Dans un mémoire déposé en septembre dernier, Carole Fecteau de l’Université de Montréal a étudié la différence entre les familles favorisées et défavorisées dans leurs rapports aux devoirs. Pour les dernières, les devoirs génèrent en effet leur lot de stress. Les enfants ont besoin de plus temps pour les compléter et sont aussi moins motivés à les faire. Dans les milieux précaires, l’exercice génère davantage de conflits, note la chercheuse. Des différences significatives si comparées à leurs voisins des quartiers cossus.

Mêmes conclusions au Conseil supérieur de l’éducation, qui a publié en 2010 un avis sur la pertinence de donner ou non des devoirs au primaire. La métamorphose de la famille québécoise force la réflexion, peut-on y lire. Familles monoparentales ou recomposées, parents qui ne maîtrisent pas la langue d’enseignement ou peu scolarisée et l’horaire de travail, un contexte apparemment défavorable aux devoirs.

Dans sa recherche, Carole Fecteau relève que les parents se disent incapables de comprendre les consignes des professeurs. Ils aimeraient avant toute chose connaître et suivre le programme scolaire de leurs enfants. Ils sont aussi plusieurs à réclamer une formation pour apprendre à superviser adéquatement les devoirs de leurs enfants. Nantis ou pas, « on ne peut tout de même pas demander aux parents le soir de remplacer les professeurs », explique de son côté Jean Archambault, professeur à la faculté des sciences de l’éducation à l’Université de Montréal.

Et qu’en dit la science?

Le Conseil supérieur de l’éducation admet l’absence d’études scientifiques capables de confirmer la corrélation entre l’impact des devoirs sur les résultats scolaires au primaire. Quoi qu'il en soit, ils sont là pour de bon, affirme le Conseil.

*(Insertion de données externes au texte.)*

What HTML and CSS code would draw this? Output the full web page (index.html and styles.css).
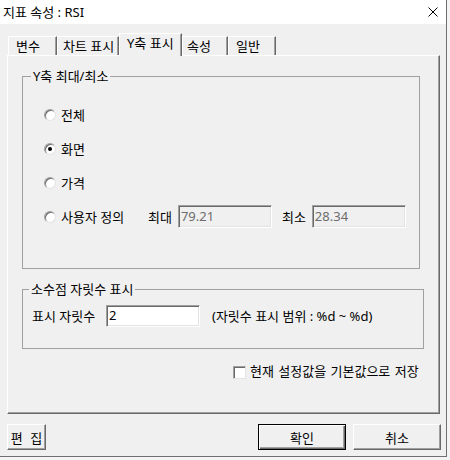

Les transformations familiales, les différences socio-économiques et les difficultés d’apprentissage nous obligent cependant à les repenser. Et heureusement pour les professeurs autant que pour les parents, certaines études en psychologie et en neurosciences cognitives ont ciblé des techniques qui pourraient influencer l’apprentissage scolaire des jeunes élèves.

Une de ces approches vise à inclure plus de matières différentes dans une même session d’études. Les élèves soumis à cet apprentissage ont réussi à mémoriser deux fois plus d’information que leurs comparses soumis à une session d’études étalée sur une plus longue période.

Les devoirs complémentaires aux leçons apprises en classe aideraient aussi les enfants à mieux assimiler la matière. « Les élèves doivent premièrement s’intéresser à la matière à faire en devoir. Deuxièmement, ils doivent avoir envie d’approfondir, de chercher à comprendre ces notions par eux-mêmes. » Deux conditions gagnantes pour maximiser l’apprentissage, soutient Jean Archambault.

Des devoirs complémentaires, c’est bien. Mais des devoirs complexes, c’est encore mieux, suggère Jacques Tardif, professeur à la faculté d’éducation de l’Université de Sherbrooke « Le cerveau apprend en traitant plusieurs éléments à la fois. Les devoirs doivent confronter l’enfant au maximum de complexité pour être efficaces. » Une approche optimale pour renforcer la mémoire, confirmée par une étude parue dans la revue Cognition, en 2010.

Dans un souci d’équité, les parents ont prioritairement besoin de soutien dans l’aide aux devoirs. Les exercices validés scientifiquement viendront ensuite optimiser la façon d’apprendre du cerveau. Deux leçons à tirer à priori avant de trancher la question d’abandonner ou non les devoirs. À défaut de quoi le débat viendra nous hanter pour les 100 prochaines années encore!